### What this task involves
Work through the following lines and count those that hold the word "TypeScript". Reply with that number only.

##### Material for this task

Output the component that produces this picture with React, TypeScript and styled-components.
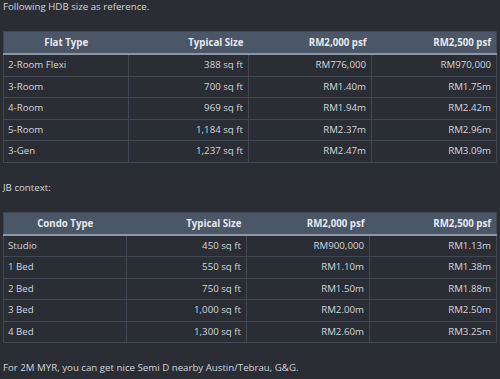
import styled, { createGlobalStyle } from 'styled-components';

const GlobalStyle = createGlobalStyle`
  html, body {
    margin: 0;
    padding: 0;
    background: #2a2d34;
  }
`;

const Page = styled.div`
  width: 500px;
  height: 379px;
  overflow: hidden;
  box-sizing: border-box;
  padding: 0 4px 0 3px;
  background: #2a2d34;
  color: #d3d7dd;
  font-family: 'Open Sans', 'Noto Sans', sans-serif;
  font-size: 9.7px;
`;

const Para = styled.p<{ $first?: boolean }>`
  margin: ${(p) => (p.$first ? '-2px' : '16px')} 0 0 0;
  line-height: 18px;
`;

const Table = styled.table`
  width: 493px;
  margin-top: 15px;
  border-collapse: collapse;
  table-layout: fixed;
  border: 1px solid #414853;

  th {
    background: #4b5666;
    color: #e6e9ee;
    font-weight: 700;
    text-align: right;
    padding: 2px 5px;
    line-height: 17px;
    border-bottom: 2px solid #8b97a7;

    &:first-child {
      text-align: center;
    }
  }

  td {
    padding: 3px 5px 3px 4px;
    line-height: 14.5px;
    text-align: right;
    border: 1px solid #414853;
    white-space: nowrap;

    &:first-child {
      text-align: left;
    }
  }
`;

type Row = [string, string, string, string];

const hdb: Row[] = [
  ['2-Room Flexi', '388 sq ft', 'RM776,000', 'RM970,000'],
  ['3-Room', '700 sq ft', 'RM1.40m', 'RM1.75m'],
  ['4-Room', '969 sq ft', 'RM1.94m', 'RM2.42m'],
  ['5-Room', '1,184 sq ft', 'RM2.37m', 'RM2.96m'],
  ['3-Gen', '1,237 sq ft', 'RM2.47m', 'RM3.09m'],
];

const condo: Row[] = [
  ['Studio', '450 sq ft', 'RM900,000', 'RM1.13m'],
  ['1 Bed', '550 sq ft', 'RM1.10m', 'RM1.38m'],
  ['2 Bed', '750 sq ft', 'RM1.50m', 'RM1.88m'],
  ['3 Bed', '1,000 sq ft', 'RM2.00m', 'RM2.50m'],
  ['4 Bed', '1,300 sq ft', 'RM2.60m', 'RM3.25m'],
];

function PriceTable({ head, rows, widths }: { head: string; rows: Row[]; widths: number[] }) {
  return (
    <Table>
      <colgroup>
        {widths.map((w, i) => (
          <col key={i} style={{ width: w }} />
        ))}
      </colgroup>
      <thead>
        <tr>
          <th>{head}</th>
          <th>Typical Size</th>
          <th>RM2,000 psf</th>
          <th>RM2,500 psf</th>
        </tr>
      </thead>
      <tbody>
        {rows.map((r) => (
          <tr key={r[0]}>
            {r.map((c, i) => (
              <td key={i}>{c}</td>
            ))}
          </tr>
        ))}
      </tbody>
    </Table>
  );
}

export default function App() {
  return (
    <>
      <GlobalStyle />
      <Page>
        <Para $first>Following HDB size as reference.</Para>
        <PriceTable head="Flat Type" rows={hdb} widths={[125, 120, 123, 125]} />
        <Para>JB context:</Para>
        <PriceTable head="Condo Type" rows={condo} widths={[123, 120, 123, 127]} />
        <Para>For 2M MYR, you can get nice Semi D nearby Austin/Tebrau, G&amp;G.</Para>
      </Page>
    </>
  );
}
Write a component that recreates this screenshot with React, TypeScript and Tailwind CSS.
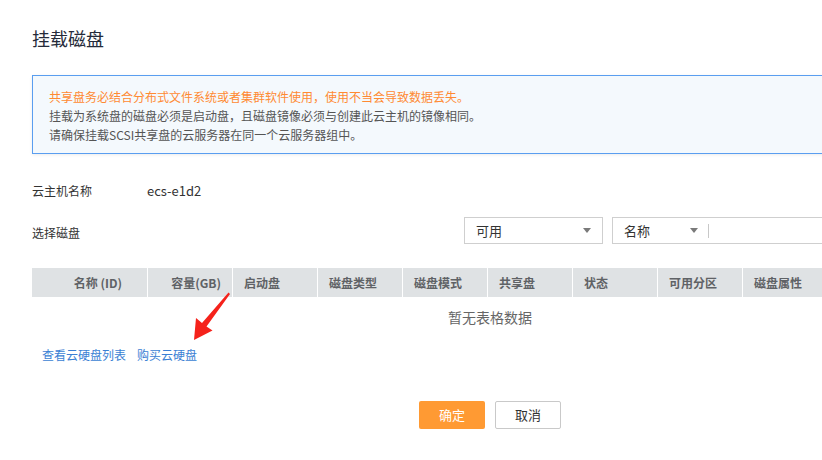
import React from 'react';

const columns = [
  { label: '名称 (ID)', w: 'w-[116px]', align: 'justify-end pr-[25px]' },
  { label: '容量(GB)', w: 'w-[85px]', align: 'justify-end pr-[11px]' },
  { label: '启动盘', w: 'w-[85px]', align: 'pl-[11px]' },
  { label: '磁盘类型', w: 'w-[85px]', align: 'pl-[11px]' },
  { label: '磁盘模式', w: 'w-[85px]', align: 'pl-[11px]' },
  { label: '共享盘', w: 'w-[85px]', align: 'pl-[11px]' },
  { label: '状态', w: 'w-[85px]', align: 'pl-[11px]' },
  { label: '可用分区', w: 'w-[85px]', align: 'pl-[11px]' },
  { label: '磁盘属性', w: 'w-[85px]', align: 'pl-[11px]' },
];

const Caret = () => (
  <svg width="8" height="5" viewBox="0 0 8 5" className="shrink-0">
    <path d="M0 0 H8 L4 5 Z" fill="#7a7a7a" />
  </svg>
);

export default function App() {
  return (
    <div
      className="relative w-[822px] h-[460px] overflow-hidden bg-white pl-[32px] text-[#333]"
      style={{ fontFamily: '"Noto Sans CJK SC", "Noto Sans", sans-serif' }}
    >
      <h1 className="pt-[26px] text-[18px] leading-[24px] text-[#252b3a]">挂载磁盘</h1>

      <div className="mt-[25px] w-[820px] border border-[#5a9ef0] bg-[#f4f9fd] pl-[16px] pt-[11px] pb-[9px] text-[12px] leading-[19px] shadow-[0_1px_3px_rgba(0,0,0,0.08)]">
        <div className="text-[#ff8a33]">共享盘务必结合分布式文件系统或者集群软件使用，使用不当会导致数据丢失。</div>
        <div className="text-[#555]">挂载为系统盘的磁盘必须是启动盘，且磁盘镜像必须与创建此云主机的镜像相同。</div>
        <div className="text-[#555]">请确保挂载SCSI共享盘的云服务器在同一个云服务器组中。</div>
      </div>

      <div className="mt-[27px] flex text-[12px] leading-[20px]">
        <span className="w-[115px] shrink-0">云主机名称</span>
        <span className="text-[13px]">ecs-e1d2</span>
      </div>

      <div className="mt-[16px] flex w-[900px] items-start text-[12px]">
        <span className="mt-[6px] w-[432px] shrink-0 leading-[20px]">选择磁盘</span>
        <div className="flex h-[27px] w-[139px] shrink-0 items-center justify-between border border-[#cfcfcf] px-[11px] text-[13px]">
          <span>可用</span>
          <Caret />
        </div>
        <div className="ml-[9px] flex h-[27px] w-[260px] shrink-0 items-center border border-[#cfcfcf] pl-[11px] text-[13px]">
          <span className="w-[66px]">名称</span>
          <Caret />
          <span className="ml-[10px] h-[14px] w-px bg-[#c8c8c8]" />
        </div>
      </div>

      <div className="mt-[24px] flex h-[29px] w-[900px] bg-[#dfe2e4]">
        {columns.map((c) => (
          <div
            key={c.label}
            className={`${c.w} flex h-full shrink-0 items-center border-r border-white text-[12px] font-bold text-[#5f6266] ${c.align}`}
          >
            {c.label}
          </div>
        ))}
      </div>

      <div className="h-[40px] pt-[10px] pl-[416px] text-[14px] leading-[20px] text-[#666]">暂无表格数据</div>

      <div className="mt-[8px] flex gap-[11px] pl-[10px] text-[12px] leading-[20px] text-[#3b7fd4]">
        <span>查看云硬盘列表</span>
        <span>购买云硬盘</span>
      </div>

      <div className="mt-[36px] flex gap-[10px] pl-[387px] text-[13px]">
        <button className="h-[28px] w-[66px] rounded-[2px] bg-[#ff9a33] text-white">确定</button>
        <button className="h-[28px] w-[66px] rounded-[2px] border border-[#c9c9c9] bg-white text-[#333]">取消</button>
      </div>

      <svg className="absolute left-[186px] top-[288px]" width="50" height="58" viewBox="186 288 50 58">
        <path
          d="M228.5 292.5 L230 294 L206.5 326.5 L212.5 330.5 L194 340 L196 318 L202 323 Z"
          fill="#f5221b"
        />
      </svg>
    </div>
  );
}
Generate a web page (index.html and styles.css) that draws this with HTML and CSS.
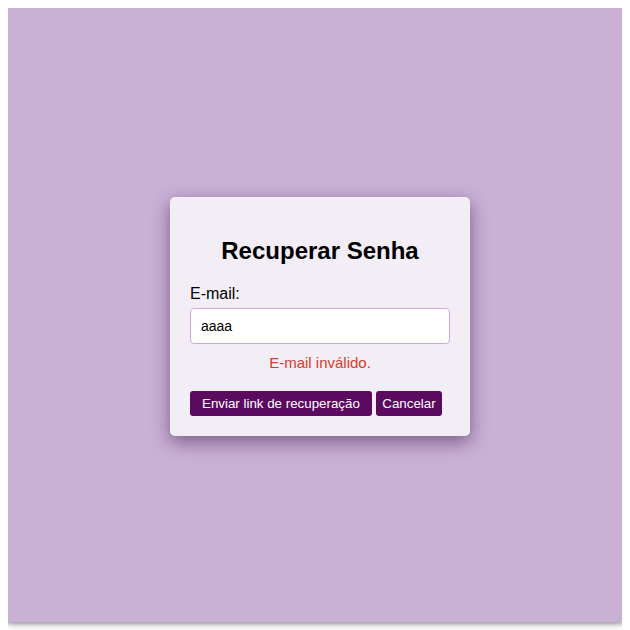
FILE: index.html
```html
<!DOCTYPE html>
<html lang="pt-BR">
<head>
<meta charset="utf-8">
<title>Recuperar Senha</title>
<link rel="stylesheet" href="styles.css">
</head>
<body>
<div class="screen">
  <div class="card">
    <h2 class="title">Recuperar Senha</h2>
    <label class="label" for="email">E-mail:</label>
    <input class="input" id="email" type="text" value="aaaa">
    <p class="error">E-mail inválido.</p>
    <div class="actions">
      <button class="btn btn-send">Enviar link de recuperação</button>
      <button class="btn btn-cancel">Cancelar</button>
    </div>
  </div>
</div>
</body>
</html>
```
FILE: styles.css
```css
html, body {
  height: 100%;
}
body {
  margin: 8px;
  background: #ffffff;
  font-family: "Liberation Sans", Arial, sans-serif;
}
.screen {
  box-sizing: border-box;
  height: 614px;
  padding-left: 10px;
  background: #c9b0d5;
  box-shadow: 0 0 4px 2px rgba(0, 0, 0, 0.25), 0 0 10px rgba(0, 0, 0, 0.35);
  display: flex;
  align-items: center;
  justify-content: center;
}
.card {
  box-sizing: border-box;
  width: 300px;
  padding: 20px;
  background: #f3eef6;
  border-radius: 5px;
  box-shadow: 0 6px 18px rgba(50, 10, 60, 0.5);
  margin-top: 3px;
}
.title {
  margin: 20px 0;
  font-size: 24px;
  font-weight: bold;
  text-align: center;
  color: #000;
}
.label {
  display: block;
  font-size: 16px;
  color: #000;
  margin-bottom: 5px;
}
.input {
  display: block;
  box-sizing: border-box;
  width: 100%;
  height: 36px;
  padding: 8px 10px;
  border: 1px solid #cfa9dc;
  border-radius: 4px;
  background: #fff;
  font-family: "Liberation Sans", Arial, sans-serif;
  font-size: 14px;
  color: #000;
}
.error {
  margin: 10px 0 0;
  text-align: center;
  font-size: 15px;
  color: #d83a2c;
}
.actions {
  margin-top: 20px;
  font-size: 16px;
  line-height: 0;
}
.btn {
  height: 25px;
  border: none;
  border-radius: 3px;
  background: #5c0a60;
  color: #fff;
  font-family: "Liberation Sans", Arial, sans-serif;
  font-size: 13.333px;
  line-height: 15px;
  vertical-align: top;
}
.btn-send {
  padding: 5px 12px;
}
.btn-cancel {
  padding: 5px 6px;
}
```
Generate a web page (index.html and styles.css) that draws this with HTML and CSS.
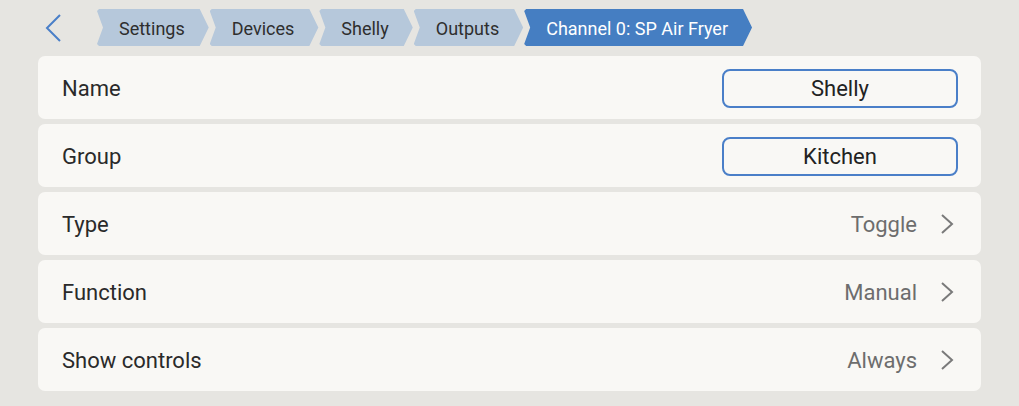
FILE: index.html
```html
<!DOCTYPE html>
<html lang="en">
<head>
  <meta charset="UTF-8" />
  <title>Channel 0: SP Air Fryer</title>
  <meta name="viewport" content="width=device-width, initial-scale=1.0" />
  <link rel="stylesheet" href="styles.css">
</head>
<body>

  <!-- Top bar: back + breadcrumbs -->
  <div class="topbar">
    <button class="back" type="button" aria-label="Back">
      <svg width="17" height="28" viewBox="0 0 17 28">
        <path d="M15 1 L2 14 L15 27" fill="none" stroke="#4a7fc8" stroke-width="2" />
      </svg>
    </button>
    <nav class="crumbs">
      <span class="crumb">Settings</span>
      <span class="crumb">Devices</span>
      <span class="crumb">Shelly</span>
      <span class="crumb">Outputs</span>
      <span class="crumb active">Channel 0: SP Air Fryer</span>
    </nav>
  </div>

  <div class="list">
    <div class="row">
      <span class="label">Name</span>
      <input class="field" type="text" value="Shelly" />
    </div>
    <div class="row">
      <span class="label">Group</span>
      <input class="field" type="text" value="Kitchen" />
    </div>
    <div class="row">
      <span class="label">Type</span>
      <span class="value">Toggle</span>
      <svg class="chev" width="18" height="20" viewBox="0 0 18 20">
        <path d="M2 1 L12 10 L2 19" fill="none" stroke="#7a7a7a" stroke-width="2" />
      </svg>
    </div>
    <div class="row">
      <span class="label">Function</span>
      <span class="value">Manual</span>
      <svg class="chev" width="18" height="20" viewBox="0 0 18 20">
        <path d="M2 1 L12 10 L2 19" fill="none" stroke="#7a7a7a" stroke-width="2" />
      </svg>
    </div>
    <div class="row">
      <span class="label">Show controls</span>
      <span class="value">Always</span>
      <svg class="chev" width="18" height="20" viewBox="0 0 18 20">
        <path d="M2 1 L12 10 L2 19" fill="none" stroke="#7a7a7a" stroke-width="2" />
      </svg>
    </div>
  </div>

</body>
</html>
```

FILE: styles.css
```css
html, body {
  margin: 0;
  padding: 0;
  background: #e6e5e1;
  font-family: Roboto, 'Noto Sans', sans-serif;
}

body {
  padding: 9px 38px 0 38px;
}

.topbar {
  display: flex;
  align-items: center;
  height: 37px;
  margin-bottom: 10px;
}

.back {
  width: 59px;
  height: 37px;
  padding: 0 0 0 7px;
  border: none;
  background: none;
  display: flex;
  align-items: center;
  cursor: pointer;
}

.crumbs {
  display: flex;
  gap: 0;
  height: 37px;
}

.crumb {
  display: flex;
  align-items: center;
  height: 37px;
  padding: 1px 25px 0 22px;
  box-sizing: border-box;
  font-size: 18px;
  color: #2e2e2e;
  background: #b6c8db;
  clip-path: polygon(2px 0, calc(100% - 10px) 0, calc(100% - 1px) 50%, calc(100% - 10px) 100%, 2px 100%, 0 calc(100% - 2px), 6px 50%, 0 2px);
}

.crumb + .crumb {
  margin-left: 0;
}

.crumb.active {
  background: #457ec2;
  color: #fff;
}

.list {
  display: flex;
  flex-direction: column;
  gap: 5px;
}

.row {
  display: flex;
  align-items: center;
  height: 63px;
  padding: 1px 23px 0 24px;
  box-sizing: border-box;
  background: #f9f8f5;
  border-radius: 7px;
}

.label {
  flex: 1;
  font-size: 22px;
  color: #2a2a2a;
}

.value {
  font-size: 22px;
  color: #6d6d6d;
  margin-right: 23px;
}

.chev {
  display: block;
}

.field {
  width: 236px;
  height: 39px;
  box-sizing: border-box;
  border: 2px solid #4a7fc8;
  border-radius: 8px;
  background: transparent;
  text-align: center;
  font-family: Roboto, 'Noto Sans', sans-serif;
  font-size: 22px;
  color: #222;
  outline: none;
  padding: 0;
}
```
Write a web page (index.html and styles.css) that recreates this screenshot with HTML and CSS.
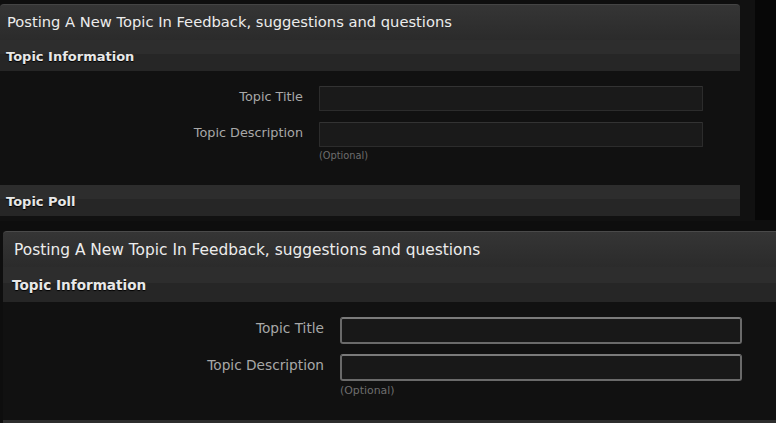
FILE: index.html
```html
<!DOCTYPE html>
<html>
<head>
<meta charset="utf-8">
<link rel="stylesheet" href="styles.css">
</head>
<body>
<div class="shot shot-top">
  <div class="panel">
    <div class="maintitle">Posting A New Topic In Feedback, suggestions and questions</div>
    <div class="subhead">Topic Information</div>
    <div class="form">
      <div class="row">
        <div class="label">Topic Title</div>
        <div class="field"><div class="input"></div></div>
      </div>
      <div class="row">
        <div class="label">Topic Description</div>
        <div class="field"><div class="input"></div><div class="hint">(Optional)</div></div>
      </div>
    </div>
    <div class="subhead">Topic Poll</div>
  </div>
  <div class="gutter"></div>
  <div class="strip"></div>
</div>
<div class="shot shot-bottom">
  <div class="panel">
    <div class="maintitle">Posting A New Topic In Feedback, suggestions and questions</div>
    <div class="subhead">Topic Information</div>
    <div class="form">
      <div class="row">
        <div class="label">Topic Title</div>
        <div class="field"><div class="input"></div></div>
      </div>
      <div class="row">
        <div class="label">Topic Description</div>
        <div class="field"><div class="input"></div><div class="hint">(Optional)</div></div>
      </div>
    </div>
    <div class="subhead"></div>
  </div>
</div>
</body>
</html>
```

FILE: styles.css
```css
html, body {
  margin: 0;
  padding: 0;
  background: #0e0e0e;
  overflow: hidden;
  width: 776px;
  height: 423px;
  font-family: "DejaVu Sans", Verdana, sans-serif;
}

.shot {
  display: flex;
  overflow: hidden;
}

.shot-top {
  height: 221px;
  padding-top: 4px;
  box-sizing: border-box;
}

.shot-top .panel {
  width: 740px;
  flex: none;
  background: #111;
}

.gutter {
  width: 15px;
  flex: none;
  margin-top: -4px;
  background: #111;
}

.strip {
  flex: 1;
  margin-top: -4px;
  margin-bottom: 1px;
  background: #070707;
}

.panel {
  display: flex;
  flex-direction: column;
}

.panel > * {
  flex: none;
}

.maintitle {
  height: 36px;
  box-sizing: border-box;
  border-top: 1px solid #444;
  border-radius: 4px 4px 0 0;
  background: linear-gradient(#353535, #2b2b2b);
  color: #ececec;
  font-size: 14.7px;
  line-height: 34px;
  padding-left: 7px;
  white-space: nowrap;
}

.subhead {
  height: 31px;
  box-sizing: border-box;
  background: linear-gradient(#2d2d2d 0, #2d2d2d 45%, #262626 45%, #262626 100%);
  color: #e8e8e8;
  font-weight: bold;
  font-size: 13px;
  line-height: 31px;
  padding-top: 1px;
  padding-left: 6px;
  text-shadow: 0 1px 1px #000;
}

.form {
  background: #111;
  padding-top: 15px;
  height: 114px;
  box-sizing: border-box;
  display: flex;
  flex-direction: column;
  gap: 11px;
}

.row {
  display: flex;
  gap: 16px;
}

.label {
  width: 303px;
  flex: none;
  text-align: right;
  color: #a8a8a8;
  font-size: 12.8px;
  line-height: 22px;
}

.field {
  display: flex;
  flex-direction: column;
}

.input {
  width: 384px;
  height: 25px;
  box-sizing: border-box;
  border: 1px solid #2c2c2c;
  border-top-color: #333;
  background: #1a1a1a;
  border-radius: 1px;
}

.hint {
  color: #6e6e6e;
  font-size: 9.8px;
  line-height: 14px;
  margin-top: 2px;
}

/* bottom, larger shot */
.shot-bottom {
  padding-top: 10px;
  padding-left: 3px;
  height: 202px;
  box-sizing: border-box;
}

.shot-bottom .panel {
  width: 800px;
  flex: none;
  background: #111;
}

.shot-bottom .maintitle {
  height: 36px;
  font-size: 15.4px;
  line-height: 36px;
  padding-left: 11px;
  border-top-color: #4a4a4a;
}

.shot-bottom .subhead {
  height: 35px;
  font-size: 13.6px;
  line-height: 35px;
  padding-left: 9px;
}

.shot-bottom .form {
  height: 118px;
  padding-top: 15px;
  gap: 10px;
}

.shot-bottom .label {
  width: 321px;
  font-size: 13.7px;
  line-height: 23px;
}

.shot-bottom .input {
  width: 402px;
  height: 27px;
  border: 2px solid #6a6a6a;
  border-top-color: #7a7a7a;
  border-radius: 3px;
  background: #181818;
}

.shot-bottom .hint {
  font-size: 10.9px;
  line-height: 14px;
  margin-top: 3px;
}
```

##########

### Result of the exercise
2